In 1983, Blanter became a member of the Anti-Zionist Committee of the Soviet Public, an organization created by the Soviet Union as an anti-Zionist propaganda tool. He died in Moscow in 1990 and was buried at Novodevichy Cemetery, Moscow.

==Awards and honors==
- Stalin Prize (1946) (for the songs "Under the Balkan Stars", "In a way, a path far", "My beloved", "In the forest, front-line")
- People's Artist of the RSFSR (1965)
- Order of the Badge of Honour (1967)
- People's Artist of the USSR (1975)
- Hero of Socialist Labour (1983)

==References in popular culture==
Ayn Rand's 1936 novel We the Living, set in Petrograd between 1923 and 1925, has a passage devoted to the huge popularity of "John Gray."

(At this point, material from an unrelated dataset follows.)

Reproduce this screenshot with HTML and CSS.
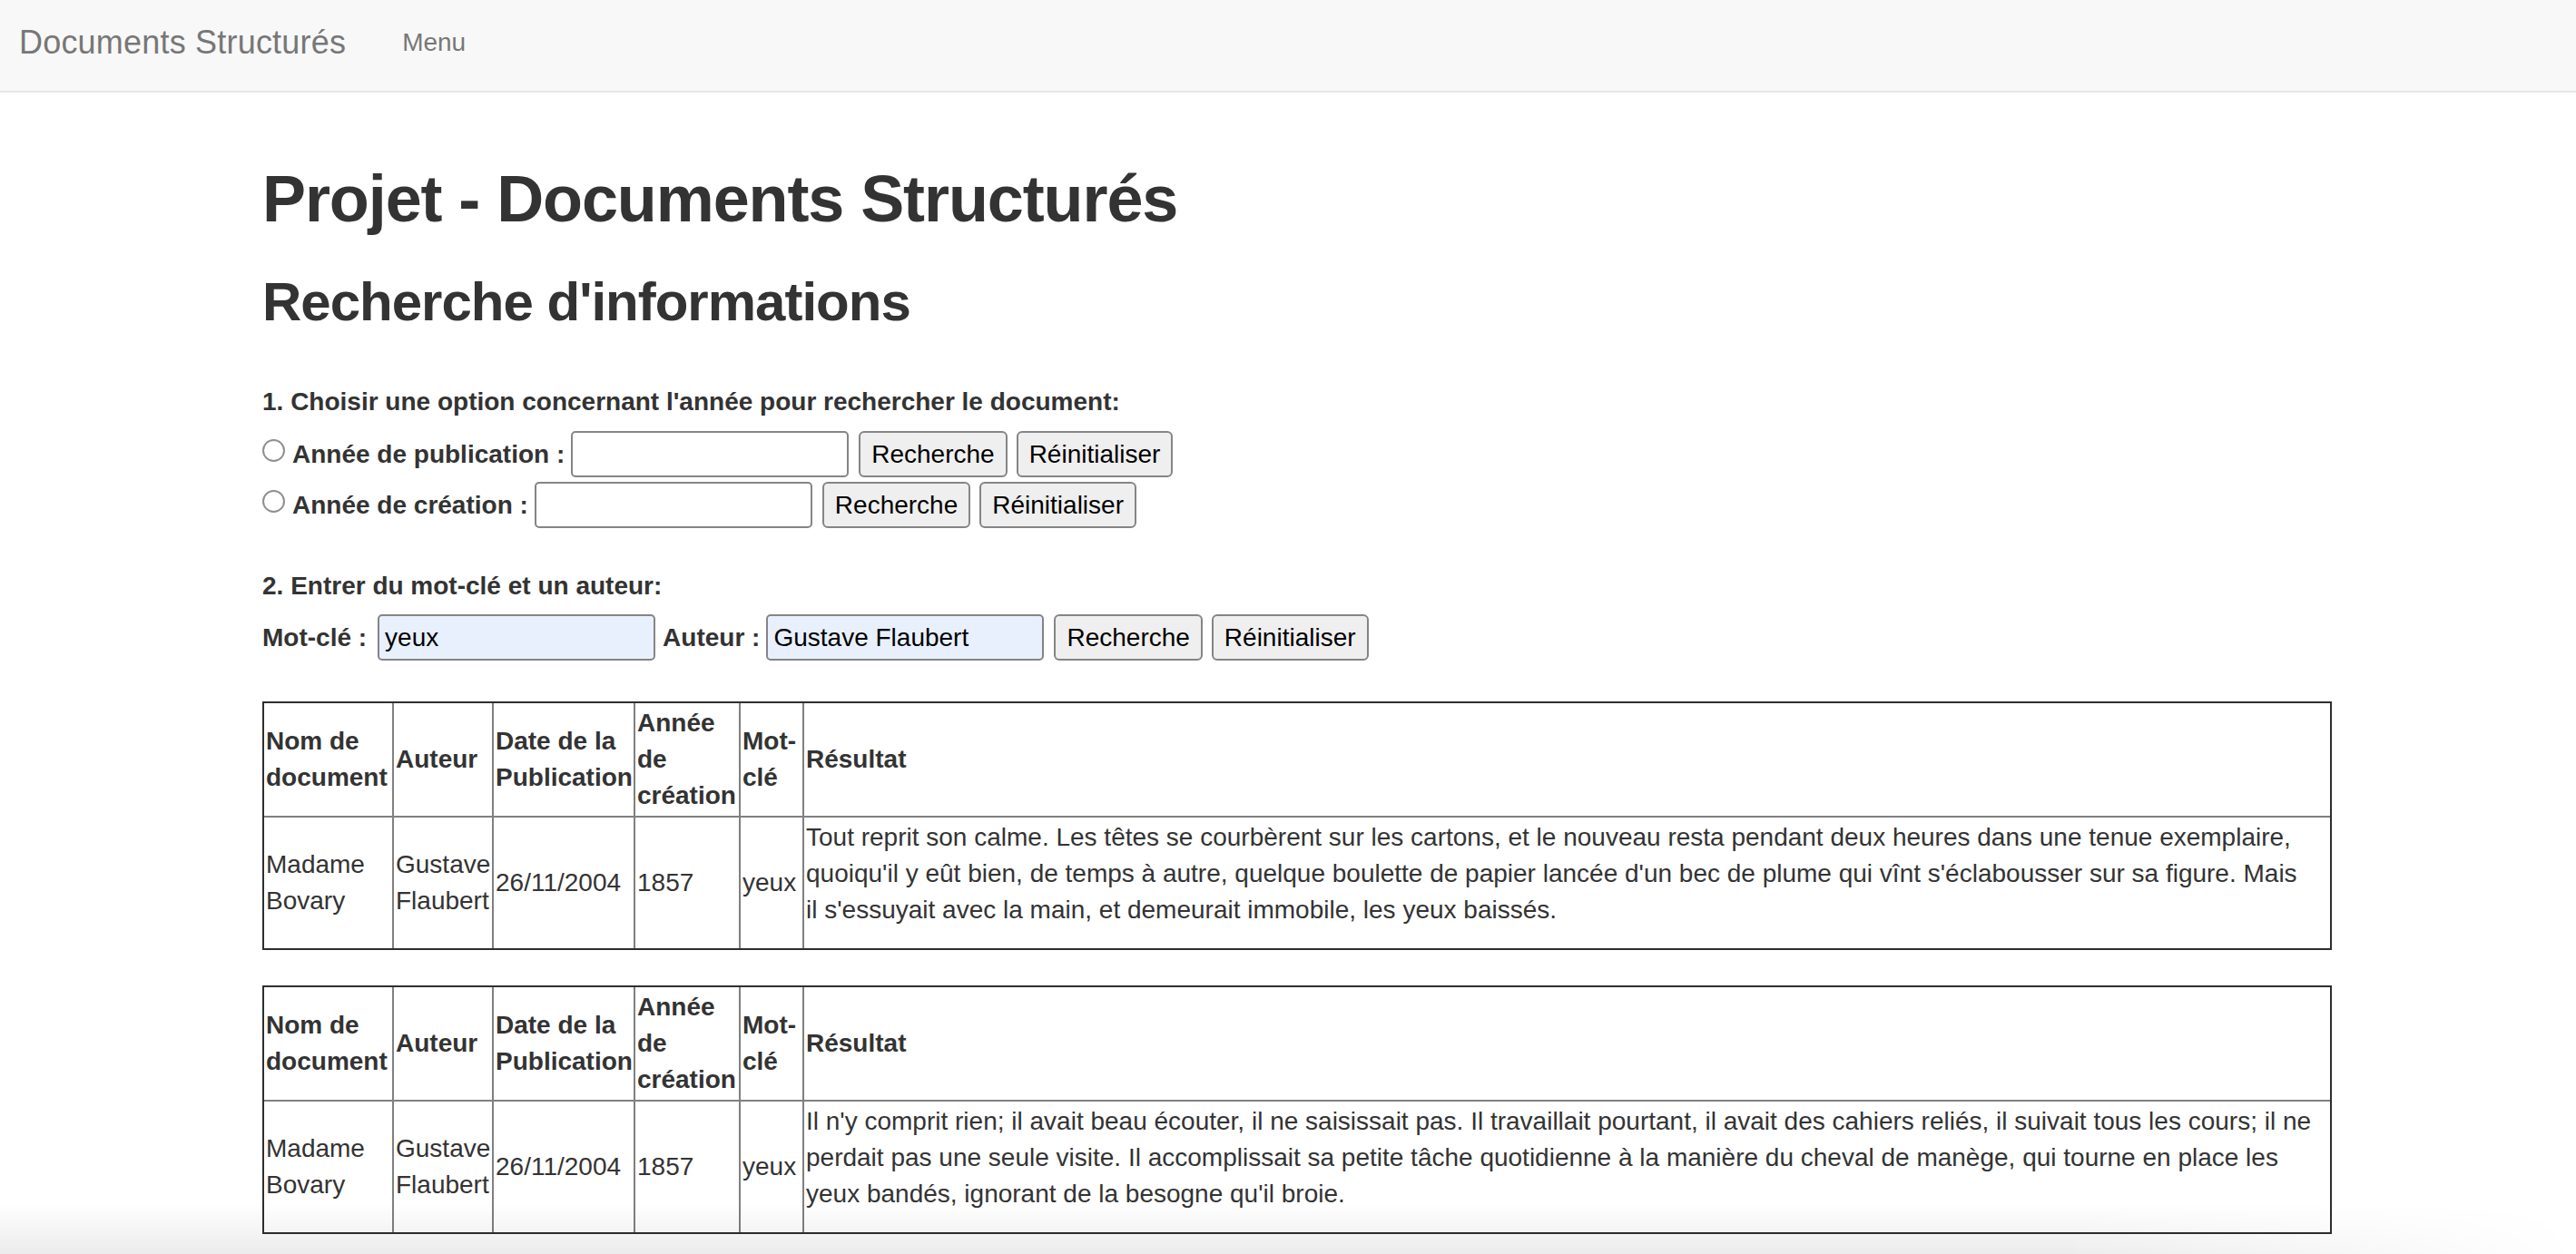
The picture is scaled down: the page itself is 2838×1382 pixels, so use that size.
FILE: index.html
```html
<!DOCTYPE html>
<html lang="fr">
<head>
<meta charset="utf-8">
<title>Projet - Documents Structurés</title>
<link rel="stylesheet" href="styles.css">
</head>
<body>
<nav class="navbar">
  <a class="brand" href="#">Documents Structurés</a>
  <a class="nav-link" href="#">Menu</a>
</nav>
<main class="container">
  <h1 class="title">Projet - Documents Structurés</h1>
  <h2 class="subtitle">Recherche d'informations</h2>
  <form class="search">
    <p class="step step-one">1. Choisir une option concernant l'année pour rechercher le document:</p>
    <div class="row row-one">
      <input type="radio" class="radio" name="annee">
      <label class="lbl">Année de publication :</label>
      <input type="text" class="field">
      <button type="button" class="btn">Recherche</button>
      <button type="button" class="btn">Réinitialiser</button>
    </div>
    <div class="row row-two">
      <input type="radio" class="radio" name="annee">
      <label class="lbl">Année de création :</label>
      <input type="text" class="field">
      <button type="button" class="btn">Recherche</button>
      <button type="button" class="btn">Réinitialiser</button>
    </div>
    <p class="step step-two">2. Entrer du mot-clé et un auteur:</p>
    <div class="row row-three">
      <label class="lbl">Mot-clé :</label>
      <input type="text" class="field filled field-kw" value="yeux">
      <label class="lbl">Auteur :</label>
      <input type="text" class="field filled" value="Gustave Flaubert">
      <button type="button" class="btn">Recherche</button>
      <button type="button" class="btn">Réinitialiser</button>
    </div>
  </form>

  <table class="results first">
    <thead>
      <tr>
        <th class="c-nom">Nom de document</th>
        <th class="c-aut">Auteur</th>
        <th class="c-date">Date de la Publication</th>
        <th class="c-annee">Année de création</th>
        <th class="c-mot">Mot-clé</th>
        <th class="c-res">Résultat</th>
      </tr>
    </thead>
    <tbody>
      <tr>
        <td>Madame Bovary</td>
        <td>Gustave Flaubert</td>
        <td>26/11/2004</td>
        <td>1857</td>
        <td>yeux</td>
        <td><p class="extrait">Tout reprit son calme. Les têtes se courbèrent sur les cartons, et le nouveau resta pendant deux heures dans une tenue exemplaire, quoiqu'il y eût bien, de temps à autre, quelque boulette de papier lancée d'un bec de plume qui vînt s'éclabousser sur sa figure. Mais il&nbsp;s'essuyait avec la main, et demeurait immobile, les yeux baissés.</p></td>
      </tr>
    </tbody>
  </table>

  <table class="results second">
    <thead>
      <tr>
        <th class="c-nom">Nom de document</th>
        <th class="c-aut">Auteur</th>
        <th class="c-date">Date de la Publication</th>
        <th class="c-annee">Année de création</th>
        <th class="c-mot">Mot-clé</th>
        <th class="c-res">Résultat</th>
      </tr>
    </thead>
    <tbody>
      <tr>
        <td>Madame Bovary</td>
        <td>Gustave Flaubert</td>
        <td>26/11/2004</td>
        <td>1857</td>
        <td>yeux</td>
        <td><p class="extrait">Il n'y comprit rien; il avait beau écouter, il ne saisissait pas. Il travaillait pourtant, il avait des cahiers reliés, il suivait tous les cours; il ne perdait pas une seule visite. Il accomplissait sa petite tâche quotidienne à la manière du cheval de manège, qui tourne en place les yeux bandés, ignorant de la besogne qu'il broie.</p></td>
      </tr>
    </tbody>
  </table>
</main>
<div class="bottom-shade"></div>
</body>
</html>
```

FILE: styles.css
```css
* {
  box-sizing: border-box;
}

html, body {
  margin: 0;
  padding: 0;
  background: #ffffff;
}

body {
  font-family: "Liberation Sans", Arial, Helvetica, sans-serif;
  font-size: 28px;
  line-height: 40px;
  color: #333333;
  min-height: 1382px;
}

/* ---------- navbar ---------- */
.navbar {
  display: flex;
  align-items: flex-start;
  height: 102px;
  background: #f8f8f8;
  border-bottom: 2px solid #e7e7e7;
}

.brand {
  display: block;
  padding: 27px 30px 33px 21px;
  font-size: 36px;
  line-height: 40px;
  color: #777777;
  text-decoration: none;
  letter-spacing: 0.2px;
}

.nav-link {
  display: block;
  padding: 27px 30px 33px 32px;
  font-size: 28px;
  line-height: 40px;
  color: #777777;
  text-decoration: none;
}

/* ---------- content ---------- */
.container {
  display: flow-root;
  width: 2280px;
  margin-left: 289px;
  padding-top: 78px;
}

.title {
  margin: 0;
  font-size: 72px;
  line-height: 79px;
  font-weight: bold;
  letter-spacing: -1.1px;
  color: #333333;
}

.subtitle {
  margin: 41px 0 0;
  font-size: 60px;
  line-height: 66px;
  font-weight: bold;
  letter-spacing: -1px;
  color: #333333;
}

.search {
  margin: 0;
}

.step {
  margin: 0;
  font-weight: bold;
  line-height: 40px;
}

.step-one {
  margin-top: 57px;
}

.step-two {
  margin-top: 44px;
}

.row {
  display: flex;
  align-items: center;
  height: 51px;
}

.row-one {
  margin-top: 12px;
}

.row-two {
  margin-top: 5px;
}

.row-three {
  margin-top: 11px;
}

.row > * + * {
  margin-left: 11px;
}

.row > .radio + .lbl {
  margin-left: 8px;
}

.row > .lbl + .field {
  margin-left: 7px;
}

.row > .lbl + .field-kw {
  margin-left: 12px;
}

.row > .field + .lbl {
  margin-left: 8px;
}

.row > .btn + .btn {
  margin-left: 10px;
}

.radio {
  -webkit-appearance: none;
  appearance: none;
  width: 25px;
  height: 25px;
  margin: 0 0 8px 0;
  border: 2px solid #8f8f8f;
  border-radius: 50%;
  background: #ffffff;
  flex: none;
}

.lbl {
  font-weight: bold;
  white-space: nowrap;
  color: #333333;
}

.field {
  width: 306px;
  height: 51px;
  padding: 0 6px;
  border: 2px solid #858585;
  border-radius: 5px;
  background: #ffffff;
  font-family: "Liberation Sans", Arial, Helvetica, sans-serif;
  font-size: 28px;
  color: #000000;
  flex: none;
}

.field.filled {
  background: #e8f0fe;
}

.btn {
  height: 51px;
  padding: 0 12px;
  border: 2px solid #858585;
  border-radius: 6px;
  background: #efefef;
  font-family: "Liberation Sans", Arial, Helvetica, sans-serif;
  font-size: 28px;
  line-height: 40px;
  color: #000000;
  flex: none;
}

/* ---------- tables ---------- */
.results {
  width: 2280px;
  table-layout: fixed;
  border-collapse: separate;
  border-spacing: 0;
  border: 2px solid #2e2e2e;
}

.results.first {
  margin-top: 45px;
}

.results.second {
  margin-top: 39px;
}

.results th,
.results td {
  padding: 2px;
  text-align: left;
  vertical-align: middle;
  border-right: 2px solid #808080;
  border-bottom: 2px solid #808080;
  line-height: 40px;
  color: #333333;
}

.results th {
  font-weight: bold;
}

.results th:last-child,
.results td:last-child {
  border-right: none;
}

.results tbody tr:last-child td {
  border-bottom: none;
}

.c-nom { width: 143px; }
.c-aut { width: 110px; }
.c-date { width: 156px; }
.c-annee { width: 116px; }
.c-mot { width: 70px; }
.c-res { width: auto; }

.extrait {
  margin: 0 0 20px;
}

/* window shadow at the bottom of the capture */
.bottom-shade {
  position: fixed;
  left: 0;
  right: 0;
  bottom: 0;
  height: 56px;
  pointer-events: none;
  background: linear-gradient(to bottom, rgba(0, 0, 0, 0), rgba(0, 0, 0, 0.075));
  -webkit-mask-image: linear-gradient(to right, #000 0%, #000 80%, rgba(0,0,0,0) 100%);
  mask-image: linear-gradient(to right, #000 0%, #000 80%, rgba(0,0,0,0) 100%);
}
```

In the 1966 novel The Last Battle, Cornelius Ryan records that Blanter accompanied the Red Army into Berlin during the last days of the war and the collapse of Nazi power.

In the 2004 film, Downfall, Blanter plays a small role and is portrayed by Boris Schwarzmann. In the film, he is stuffed into the closet of Vasily Chuikov's office, who is in a rush to meet the Nazi general, Hans Krebs.